Manifest Destiny, 300 and the Collective White American "We"

I wrote a few days ago about Manifest Destiny while talking about the new movie 300, and its role as a very potent site of white mythology, or a means by which the "exceptional" nature of whiteness and the whiteness of the United States can be explained and justified. This mythology has a number of different forms, but it is crucially dependent upon history being twisted into a gruesome, hopelessly random bricolage of historical events, figures, concepts, which only looks coherent, complete, and obvious to those who are invested in it reproducing their identities, privilege or whiteness.

In the case of 300 for instance, we can find this in the idea that the United States today is somehow the chosen/destined vessel for the historical transmission of the greatest principles of Spartan and Greek civilization. In the film the greatness, successes and fearsome overpowering positive charateristics of the Spartans become the property of the United States through the echoing of particular phrases and buzzwords, which seem to create the links of continuity from yesterday to today. The most inamous phrase which made me and my friends I saw the film with cringe, that so deadly and so painfully patriotic mantra, "freedom isn't free." As the Spartans use their reason and belief in justice and liberty to fight off annihilation from aliens who are ruled by mysticism and believe in tyranny, that phrase, spoken from that position of being besieged and embattled, which I see everyday on bumper sticker or from chain mails in my inbox, gives me the right to claim that moment as mine, the position, their positive qualities of the Spartans as my own, and furthermore gives me the right as the "victor" in and of history, to name and define those who are the "losers."
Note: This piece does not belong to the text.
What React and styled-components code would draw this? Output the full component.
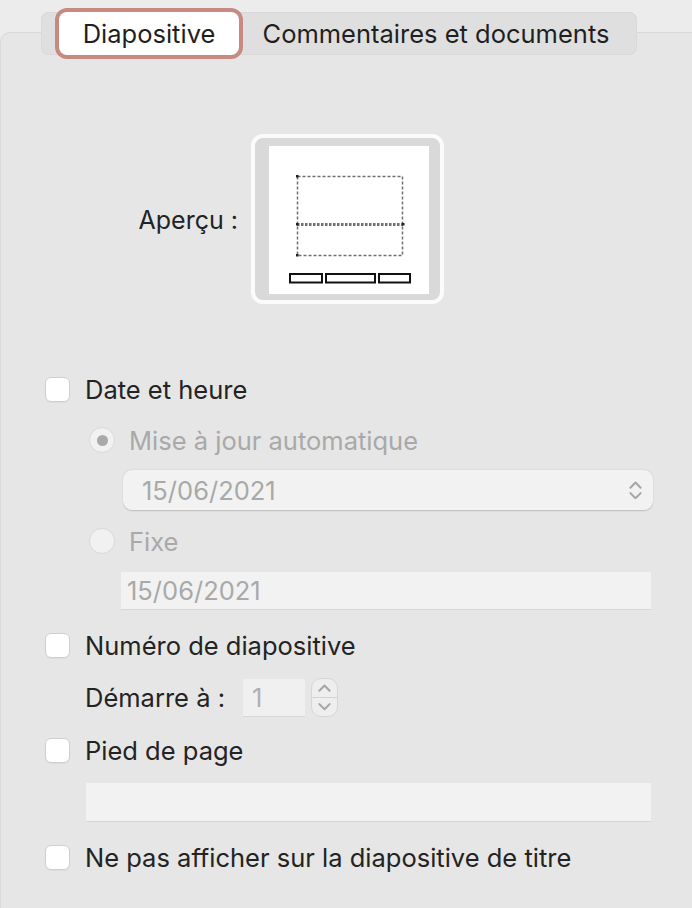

It is important to remember that the Asia and Europe, and "white" of the world of 300, and the reasons, freedom and justice are not the Asia, reason, freedom and justice of today. Yet they resonate in the minds of people today as "historical evidence" or ethnic/racial explainations as to the state of the world today. If you are like most people and have vague idea of what "the clash of civilizations" is between East and West, which is mostly propped up by the idea that because we simply are different, or because they are so violent, the behavior of the "hordes" of Asia in 300 carry alot of weight in making the clash make sense, even if its simply not true.


On Guam we can find this stupidity clearly in the way archeological and anthropological evidence about the "origins" of Chamorros are interpreted. Too often, upon finding out that Chamorros might have migrated from the area which are now called the Philippines, South East Asia, Taiwan or Indonesia, people will respond and make flash contemporary judgments about what Chamorros are today. "Oh so, you're not really Pacific Islander, you're Asian." or "Oh so you're not really Chamorro, you're Filipino."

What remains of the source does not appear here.